Protecting Women and Girls from the Impacts of Disasters


REUTERS/Akhtar Soomro, courtesy Trust.org-AlertNet

Today the Women’s Refugee Commission joins other organizations in marking Disaster Risk Reduction Day, and the critical role that this work plays in reducing the health and protection risks of women and girls in crises. Natural disasters now account for 42.3 million of the world’s displaced people. The impact of such disasters has expanded over the past two decades, and they are now responsible for half of the globally displaced.
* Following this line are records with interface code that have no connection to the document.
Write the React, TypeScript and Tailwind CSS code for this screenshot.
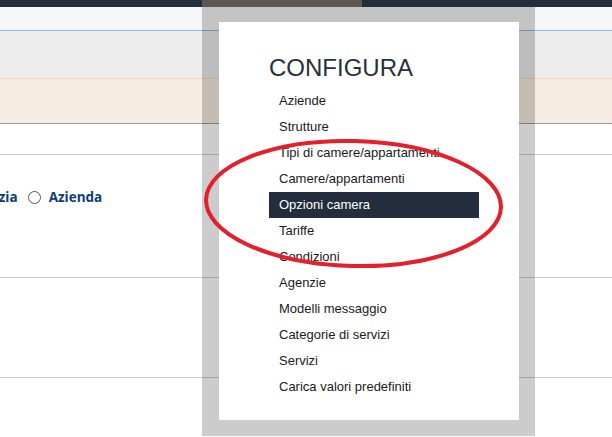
const menu = [
  "Aziende",
  "Strutture",
  "Tipi di camere/appartamenti",
  "Camere/appartamenti",
  "Opzioni camera",
  "Tariffe",
  "Condizioni",
  "Agenzie",
  "Modelli messaggio",
  "Categorie di servizi",
  "Servizi",
  "Carica valori predefiniti",
];

function ConfigMenu() {
  return (
    <div className="absolute left-[202px] top-[7px] h-[429px] w-[333px] bg-black/20 pb-[16px] pl-[17px] pr-[16px] pt-[15px]">
      <div className="h-full w-full bg-white pl-[50px] pt-[32px]">
        <h2 className="text-[24px] leading-[28px] text-[#263140]">CONFIGURA</h2>
        <ul className="mt-[6px] w-[210px]">
          {menu.map((item) => (
            <li
              key={item}
              className={
                item === "Opzioni camera"
                  ? "h-[26px] bg-[#232d3e] pl-[10px] text-[13px] leading-[26px] text-white"
                  : "h-[26px] pl-[10px] text-[13px] leading-[26px] text-[#1a1a1a]"
              }
            >
              {item}
            </li>
          ))}
        </ul>
      </div>
    </div>
  );
}

export default function App() {
  return (
    <div className="relative h-[437px] w-[612px] overflow-hidden bg-white font-['Liberation_Sans',Arial,sans-serif]">
      <div className="flex h-[7px]">
        <div className="w-[202px] bg-[#232d3e]" />
        <div className="w-[160px] bg-[#5c5750]" />
        <div className="flex-1 bg-[#232d3e]" />
      </div>
      <div className="h-[24px] border-b border-[#8db4e6] bg-[#f6f6f6]" />
      <div className="h-[48px] border-b border-[#f5d6b4] bg-[#ededed]" />
      <div className="h-[45px] border-b border-[#999999] bg-[#f7ece2]" />
      <div className="h-[31px] border-b border-[#cccccc]" />
      <div className="h-[123px] border-b border-[#cccccc] pt-[33px]">
        <div className="flex items-center font-['Open_Sans',sans-serif] text-[13.5px] font-bold leading-[18px] text-[#0d3c78]">
          <span className="-ml-[35px]">Agenzia</span>
          <span className="ml-[10px] h-[13px] w-[13px] rounded-full border border-[#555]" />
          <span className="ml-[8px]">Azienda</span>
        </div>
      </div>
      <div className="h-[100px] border-b border-[#cccccc]" />

      <ConfigMenu />

      <svg className="pointer-events-none absolute left-0 top-0" width="612" height="437">
        <ellipse
          cx="353.5"
          cy="203.5"
          rx="147.5"
          ry="62.5"
          fill="none"
          stroke="#e3202b"
          strokeWidth="4"
          transform="rotate(1.5 353.5 203.5)"
        />
      </svg>
    </div>
  );
}
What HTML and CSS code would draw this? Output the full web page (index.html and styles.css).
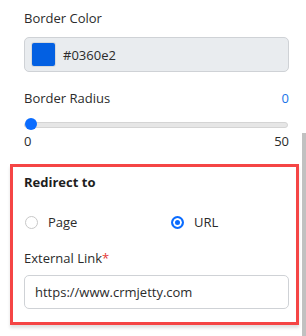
FILE: index.html
```html
<!DOCTYPE html>
<html>
<head>
<meta charset="utf-8">
<link rel="stylesheet" href="styles.css">
</head>
<body>
<div class="panel">
  <div class="field">
    <div class="label">Border Color</div>
    <div class="color-input">
      <span class="swatch"></span>
      <span class="color-text">#0360e2</span>
    </div>
  </div>
  <div class="field radius">
    <div class="label-row">
      <span class="label">Border Radius</span>
      <span class="value">0</span>
    </div>
    <div class="slider">
      <div class="track"></div>
      <div class="thumb"></div>
    </div>
    <div class="range-labels">
      <span>0</span>
      <span>50</span>
    </div>
  </div>
</div>
<div class="redirect">
  <div class="title">Redirect to</div>
  <div class="radios">
    <label class="radio"><span class="circle"></span>Page</label>
    <label class="radio"><span class="circle checked"></span>URL</label>
  </div>
  <div class="label">External Link<span class="req">*</span></div>
  <div class="text-input">https://www.crmjetty.com</div>
</div>
<div class="scrollbar"></div>
</body>
</html>
```
FILE: styles.css
```css
html, body {
  margin: 0;
  padding: 0;
  background: #fff;
}
body {
  font-family: "Open Sans", "Noto Sans", sans-serif;
  font-size: 13px;
  line-height: 18px;
  color: #2b2b2b;
  width: 306px;
  height: 336px;
  overflow: hidden;
  position: relative;
}
.panel {
  padding: 9px 17px 0 24px;
}
.label {
  color: #2b2b2b;
}
.color-input {
  margin-top: 10px;
  height: 33px;
  border: 1px solid #cfd2d6;
  border-radius: 5px;
  background: #e9ecef;
  display: flex;
  align-items: center;
  padding-left: 7px;
}
.swatch {
  width: 23px;
  height: 23px;
  background: #0360e2;
  border-radius: 2px;
  box-shadow: 0 0 0 1px rgba(0,0,0,0.08);
}
.color-text {
  margin-left: 8px;
}
.radius {
  margin-top: 17px;
}
.label-row {
  display: flex;
  justify-content: space-between;
}
.value {
  color: #1a73e8;
}
.slider {
  position: relative;
  height: 14px;
  margin-top: 10px;
}
.track {
  position: absolute;
  left: 0;
  right: 1px;
  top: 5px;
  height: 4px;
  background: #e6e6e6;
  border: 1px solid #d4d4d4;
  border-radius: 3px;
}
.thumb {
  position: absolute;
  left: 1px;
  top: 1px;
  width: 12px;
  height: 12px;
  border-radius: 50%;
  background: #0a6cff;
}
.range-labels {
  display: flex;
  justify-content: space-between;
  margin-top: 1px;
}
.redirect {
  margin: 14px 7px 0 10px;
  border: 3px solid #f54545;
  padding: 6px 7px 13px 11px;
  box-shadow: 0 3px 3px rgba(0,0,0,0.12);
}
.title {
  font-weight: 700;
  color: #1e1e1e;
}
.radios {
  display: grid;
  grid-template-columns: 146px auto;
  margin-top: 22px;
  margin-bottom: 18px;
}
.radio {
  display: flex;
  align-items: center;
}
.circle {
  width: 11px;
  height: 11px;
  border: 1px solid #c8c8c8;
  border-radius: 50%;
  margin: 0 10px 0 1px;
  background: #fff;
}
.circle.checked {
  border: 2px solid #0a6cff;
  width: 9px;
  height: 9px;
  background: #0a6cff;
  box-shadow: inset 0 0 0 2px #fff;
}
.req {
  color: #e53935;
}
.text-input {
  margin-top: 8px;
  height: 32px;
  border: 1px solid #cfd2d6;
  border-radius: 5px;
  padding-left: 10px;
  display: flex;
  align-items: center;
}
.scrollbar {
  position: absolute;
  right: 0;
  top: 133px;
  width: 4px;
  height: 203px;
  background: #c1c1c1;
}
```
As an organization that has spent more than 20 years advocating for an effective, gender-sensitive response to disasters, we understand the pivotal role that preparation can play in protecting and empowering the most vulnerable populations in the midst of crisis—women and girls.

That women are disproportionately affected by disasters is well documented: 90 percent of those killed in the 1991 cyclone in Bangladesh and 80 percent of those who died in the 2004 tsunami were women and girls. The inequity exhibited in these numbers should shock us and move us—as members of the global community—to action. Gender differences in the loss of lives due to natural disasters are directly linked to women’s economic and social rights before the crisis, which impact their survival skills and their ability to access warning systems and rescue mechanisms.

For women and girls who do survive these events, the immediate impacts of a disaster — displacement, sexual violence and exploitation, disruptions in health services and the loss of financial security within a family unit—can lead to devastating, long-term effects, including school drop-out, early and forced marriage, trauma, an increased labor burden, increased rates of sexually transmitted infections, including HIV, and unintended pregnancy. Such experiences compromise a young girl’s ability to realize her own rights over the long term, and immediately place her at higher risk for reproductive health illnesses and related death.

Preparation, through disaster risk reduction efforts, has the potential to improve resiliency, response and recovery and thereby protect women and girls when disaster strikes. The Women’s Refugee Commission advocates for the involvement of communities (and specifically women, girls and vulnerable groups) from the beginning of preparedness planning. We believe that, with such involvement a population, including the most vulnerable, can be provided with the equitable protection they deserve. They can assist in identifying their own vulnerabilities, suggest early warning systems which they themselves can access, ensure their own inclusion in monitoring systems and share steps that can be taken to help them be prepared and more resilient.  

On this day, we look forward optimistically, with a vision to improve the resiliency of women and girls if, and when, they do face a crisis.